##### SOURCE DATA #####

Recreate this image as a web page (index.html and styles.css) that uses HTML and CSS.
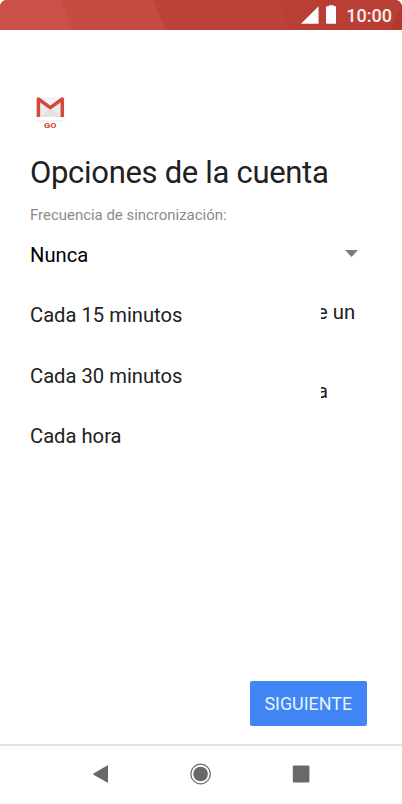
FILE: index.html
```
<!DOCTYPE html>
<html lang="es">
  <head>
    <meta charset="UTF-8" />
    <meta name="viewport" content="width=device-width, initial-scale=1.0" />
    <title>Opciones de la cuenta</title>
    <link rel="stylesheet" href="styles.css">
  </head>
  <body>
    <div class="screen">
      <!-- status bar -->
      <header class="status">
        <svg class="status-bg" viewBox="0 0 402 30" preserveAspectRatio="none">
          <path d="M0 0H402V30H0z" fill="#bd4239" />
          <path d="M0 0H153L166 30H0z" fill="#c54b43" />
          <path d="M0 0H61L72 30H0z" fill="#ca5149" />
          <path d="M278 0H402V30H291z" fill="#b93e35" />
          <path d="M402 5V30H390z" fill="#b1382f" />
        </svg>
        <svg class="signal" viewBox="0 0 18 18"><path d="M18 0V18H0z" fill="#fff" /></svg>
        <svg class="battery" viewBox="0 0 11 19"><path d="M3 0h5v1h2q1 0 1 1v16q0 1-1 1H1q-1 0-1-1V2q0-1 1-1h2z" fill="#fff" /></svg>
        <span class="clock">10:00</span>
      </header>

      <main class="content">
        <svg class="logo" viewBox="0 0 40 38">
          <path d="M7 2.5H34V22H7z" fill="#ececec" />
          <path d="M9 22L20.3 14L32 22z" fill="#e2e2e2" />
          <path d="M9 2H32L20.3 11z" fill="#f5f5f5" />
          <path d="M8.4 22V4L20.3 12.6L32.3 4V22" fill="none" stroke="#d5483f" stroke-width="3.5" stroke-linejoin="round" />
          <path d="M4 25.5H36L31 26.7H9z" fill="#e9e9e9" />
          <text class="logo-text" x="14" y="33" textLength="12.5" lengthAdjust="spacingAndGlyphs">GO</text>
        </svg>
        <h1 class="title">Opciones de la cuenta</h1>
        <p class="label">Frecuencia de sincronización:</p>
        <div class="select">
          <svg class="arrow" viewBox="0 0 13 7"><path d="M0 0H13L6.5 7z" fill="#7b7b7b" /></svg>

          <!-- opened list, lies over the settings below -->
          <ul class="menu">
            <li>Nunca</li>
            <li>Cada 15 minutos</li>
            <li>Cada 30 minutos</li>
            <li>Cada hora</li>
          </ul>
        </div>
        <p class="setting">e un</p>
        <p class="setting setting-last">a</p>
      </main>

      <div class="actions">
        <button class="next" type="button">SIGUIENTE</button>
      </div>

      <!-- navigation bar -->
      <nav class="navbar">
        <svg viewBox="0 0 22 22"><path d="M18 2.8V19.2q0 .8-.8.4L3.5 11.7q-.8-.6 0-1.2L17.2 2.4q.8-.4.8.4z" fill="#696969" /></svg>
        <svg viewBox="0 0 22 22"><circle cx="10.6" cy="11" r="9.8" fill="none" stroke="#696969" stroke-width="1.2" /><circle cx="10.6" cy="11" r="7.3" fill="#696969" /></svg>
        <svg viewBox="0 0 22 22"><rect x="2.8" y="2.6" width="16.6" height="16.8" rx="1" fill="#696969" /></svg>
      </nav>
    </div>
  </body>
</html>
```
FILE: styles.css
```
* {
  margin: 0;
  padding: 0;
  box-sizing: border-box;
  list-style: none;
}
body {
  background-color: #fff;
  font-family: Roboto, sans-serif;
  color: #212121;
}
.screen {
  width: 402px;
  height: 804px;
  display: flex;
  flex-direction: column;
  overflow: hidden;
}

/* status bar */
.status {
  position: relative;
  height: 30px;
  display: flex;
  align-items: flex-start;
  border-radius: 7px 7px 0 0;
  overflow: hidden;
  padding: 5px 10px 0 301px;
}
.status-bg {
  position: absolute;
  inset: 0;
  width: 100%;
  height: 100%;
}
.signal,
.battery,
.clock {
  position: relative;
}
.signal {
  width: 18px;
  height: 18px;
  margin-top: 1px;
}
.battery {
  width: 11px;
  height: 19px;
  margin-left: 7px;
}
.clock {
  margin-left: 10px;
  font-size: 18px;
  line-height: 22px;
  font-weight: 500;
  color: #fbeeed;
  white-space: nowrap;
}

/* content */
.content {
  flex: 1;
  padding: 65px 30px 0;
}
.logo {
  display: block;
  width: 40px;
  height: 38px;
}
.logo-text {
  font-size: 7.5px;
  font-weight: 700;
  fill: #cf3f37;
}
.title {
  margin-top: 20px;
  font-size: 31px;
  line-height: 40px;
  font-weight: 400;
  letter-spacing: -0.31px;
  white-space: nowrap;
}
.label {
  margin-top: 12px;
  font-size: 15px;
  line-height: 20px;
  letter-spacing: -0.03px;
  color: #8b8b8b;
}
.select {
  position: relative;
  height: 60px;
  display: flex;
  justify-content: flex-end;
  padding: 25px 14px 0 0;
}
.arrow {
  width: 13px;
  height: 7px;
}
.menu {
  position: absolute;
  top: 0;
  left: -30px;
  width: 321px;
  padding-left: 30px;
  background-color: #fff;
}
.menu li {
  height: 60.3px;
  font-size: 20.2px;
  line-height: 61px;
}
.menu li:first-child {
  color: #000;
}
.setting {
  padding-left: 287px;
  margin-top: 15px;
  font-size: 20.3px;
  line-height: 24px;
  white-space: nowrap;
}
.setting-last {
  margin-top: 55px;
}

/* buttons */
.actions {
  display: flex;
  justify-content: flex-end;
  padding: 0 35px 18px 0;
}
.next {
  width: 117.5px;
  height: 45px;
  border: none;
  border-radius: 2px;
  background-color: #4285f4;
  color: #e4f5ff;
  font-family: Roboto, sans-serif;
  font-size: 17.9px;
}
.navbar {
  height: 60px;
  display: flex;
  justify-content: center;
  align-items: center;
  gap: 78px;
  padding-bottom: 2px;
  border-top: 2px solid #e1e1e1;
}
.navbar svg {
  width: 22px;
  height: 22px;
}
```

#####

## WHAT YOU WILL DO
Return all of the data exactly as written, and drop the pictures.

## RESULT
Recreate this image as a web page (index.html and styles.css) that uses HTML and CSS.
FILE: index.html
```
<!DOCTYPE html>
<html lang="es">
  <head>
    <meta charset="UTF-8" />
    <meta name="viewport" content="width=device-width, initial-scale=1.0" />
    <title>Opciones de la cuenta</title>
    <link rel="stylesheet" href="styles.css">
  </head>
  <body>
    <div class="screen">
      <!-- status bar -->
      <header class="status">
        <svg class="status-bg" viewBox="0 0 402 30" preserveAspectRatio="none">
          <path d="M0 0H402V30H0z" fill="#bd4239" />
          <path d="M0 0H153L166 30H0z" fill="#c54b43" />
          <path d="M0 0H61L72 30H0z" fill="#ca5149" />
          <path d="M278 0H402V30H291z" fill="#b93e35" />
          <path d="M402 5V30H390z" fill="#b1382f" />
        </svg>
        <svg class="signal" viewBox="0 0 18 18"><path d="M18 0V18H0z" fill="#fff" /></svg>
        <svg class="battery" viewBox="0 0 11 19"><path d="M3 0h5v1h2q1 0 1 1v16q0 1-1 1H1q-1 0-1-1V2q0-1 1-1h2z" fill="#fff" /></svg>
        <span class="clock">10:00</span>
      </header>

      <main class="content">
        <svg class="logo" viewBox="0 0 40 38">
          <path d="M7 2.5H34V22H7z" fill="#ececec" />
          <path d="M9 22L20.3 14L32 22z" fill="#e2e2e2" />
          <path d="M9 2H32L20.3 11z" fill="#f5f5f5" />
          <path d="M8.4 22V4L20.3 12.6L32.3 4V22" fill="none" stroke="#d5483f" stroke-width="3.5" stroke-linejoin="round" />
          <path d="M4 25.5H36L31 26.7H9z" fill="#e9e9e9" />
          <text class="logo-text" x="14" y="33" textLength="12.5" lengthAdjust="spacingAndGlyphs">GO</text>
        </svg>
        <h1 class="title">Opciones de la cuenta</h1>
        <p class="label">Frecuencia de sincronización:</p>
        <div class="select">
          <svg class="arrow" viewBox="0 0 13 7"><path d="M0 0H13L6.5 7z" fill="#7b7b7b" /></svg>

          <!-- opened list, lies over the settings below -->
          <ul class="menu">
            <li>Nunca</li>
            <li>Cada 15 minutos</li>
            <li>Cada 30 minutos</li>
            <li>Cada hora</li>
          </ul>
        </div>
        <p class="setting">e un</p>
        <p class="setting setting-last">a</p>
      </main>

      <div class="actions">
        <button class="next" type="button">SIGUIENTE</button>
      </div>

      <!-- navigation bar -->
      <nav class="navbar">
        <svg viewBox="0 0 22 22"><path d="M18 2.8V19.2q0 .8-.8.4L3.5 11.7q-.8-.6 0-1.2L17.2 2.4q.8-.4.8.4z" fill="#696969" /></svg>
        <svg viewBox="0 0 22 22"><circle cx="10.6" cy="11" r="9.8" fill="none" stroke="#696969" stroke-width="1.2" /><circle cx="10.6" cy="11" r="7.3" fill="#696969" /></svg>
        <svg viewBox="0 0 22 22"><rect x="2.8" y="2.6" width="16.6" height="16.8" rx="1" fill="#696969" /></svg>
      </nav>
    </div>
  </body>
</html>
```
FILE: styles.css
```
* {
  margin: 0;
  padding: 0;
  box-sizing: border-box;
  list-style: none;
}
body {
  background-color: #fff;
  font-family: Roboto, sans-serif;
  color: #212121;
}
.screen {
  width: 402px;
  height: 804px;
  display: flex;
  flex-direction: column;
  overflow: hidden;
}

/* status bar */
.status {
  position: relative;
  height: 30px;
  display: flex;
  align-items: flex-start;
  border-radius: 7px 7px 0 0;
  overflow: hidden;
  padding: 5px 10px 0 301px;
}
.status-bg {
  position: absolute;
  inset: 0;
  width: 100%;
  height: 100%;
}
.signal,
.battery,
.clock {
  position: relative;
}
.signal {
  width: 18px;
  height: 18px;
  margin-top: 1px;
}
.battery {
  width: 11px;
  height: 19px;
  margin-left: 7px;
}
.clock {
  margin-left: 10px;
  font-size: 18px;
  line-height: 22px;
  font-weight: 500;
  color: #fbeeed;
  white-space: nowrap;
}

/* content */
.content {
  flex: 1;
  padding: 65px 30px 0;
}
.logo {
  display: block;
  width: 40px;
  height: 38px;
}
.logo-text {
  font-size: 7.5px;
  font-weight: 700;
  fill: #cf3f37;
}
.title {
  margin-top: 20px;
  font-size: 31px;
  line-height: 40px;
  font-weight: 400;
  letter-spacing: -0.31px;
  white-space: nowrap;
}
.label {
  margin-top: 12px;
  font-size: 15px;
  line-height: 20px;
  letter-spacing: -0.03px;
  color: #8b8b8b;
}
.select {
  position: relative;
  height: 60px;
  display: flex;
  justify-content: flex-end;
  padding: 25px 14px 0 0;
}
.arrow {
  width: 13px;
  height: 7px;
}
.menu {
  position: absolute;
  top: 0;
  left: -30px;
  width: 321px;
  padding-left: 30px;
  background-color: #fff;
}
.menu li {
  height: 60.3px;
  font-size: 20.2px;
  line-height: 61px;
}
.menu li:first-child {
  color: #000;
}
.setting {
  padding-left: 287px;
  margin-top: 15px;
  font-size: 20.3px;
  line-height: 24px;
  white-space: nowrap;
}
.setting-last {
  margin-top: 55px;
}

/* buttons */
.actions {
  display: flex;
  justify-content: flex-end;
  padding: 0 35px 18px 0;
}
.next {
  width: 117.5px;
  height: 45px;
  border: none;
  border-radius: 2px;
  background-color: #4285f4;
  color: #e4f5ff;
  font-family: Roboto, sans-serif;
  font-size: 17.9px;
}
.navbar {
  height: 60px;
  display: flex;
  justify-content: center;
  align-items: center;
  gap: 78px;
  padding-bottom: 2px;
  border-top: 2px solid #e1e1e1;
}
.navbar svg {
  width: 22px;
  height: 22px;
}
```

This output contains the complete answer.